Have you suggested a Bearbrarian position?

DK said...

Keeping citizens safe is the prime directive of a government, and if bears were roaming my neighborhood, I'd probably want something done about it. But, what I'd want done would include not leaving bear bait(garbage, dog food etc.) out. A lot of folks seem to think it is their God given right to leave their garbage out on Thursday night for a Saturday pick up and that trying to curtail them is some sort of Commie nonsense.

As far as predator control goes, its difficult for me to have anything practical to say. One side says that the hunters are lazy and want there to be enough moose/caribou so they can shoot them from their front porch and the other side says that the wolves are getting fat and lazy and killing more moose/caribou than they need. I don't know who is more correct, more fact based, less anecdotal, but both sides love morally charged language.

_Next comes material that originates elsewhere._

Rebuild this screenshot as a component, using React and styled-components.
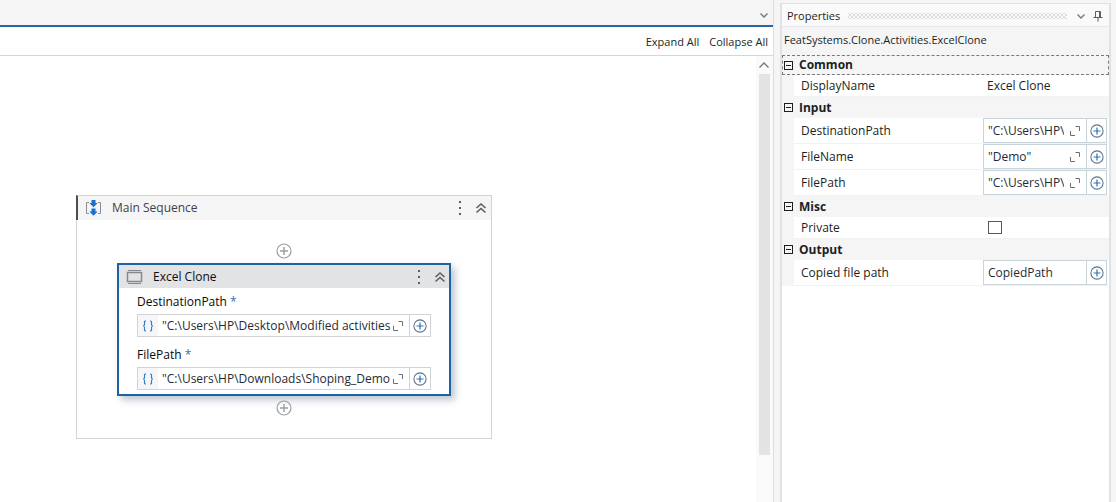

You comments on romanticizing animals reminded me of the small but dedicated group of people who believe that the Iditarod is an evil dog killing phenomenon. The mushers who live and work with their dogs have a bond with their animals that I envy, but it's true sled dogs are not treated like house pets. It's difficult to sat what an animal wants, but I tend to think they wouldn't want to be treated like house pets.

DK said...

Also, good idea about The Nuge. He has been up here a couple of times since I've lived here, hunting, playing the State Fair . ..

Tony said...

for what it's worth, the film "avatar" addressed humanity's connection to nature, even though the humanity on display was an alien race. while i am not in agreement that there is a "spirit" to nature, i do agree with the connection--not only to animals, but also to plants. people, in general, HATE to be reminded that they are animals...and yet i celebrate the knowledge. my prefrontal cortex is the evolutionary structure that both "separates" me from other animals, and "connects" me to art, literature, and thoughts about the future. your students are young, i am assuming, which could mean that their separation thoughts are probably the only thing protecting them from the idea that they are not so special. hopefully, as time goes by, they will understand just how special our evolutionary advantages are--and use them with the proper reverance. meaning: birds shit, but so do we. and thank goodness for that.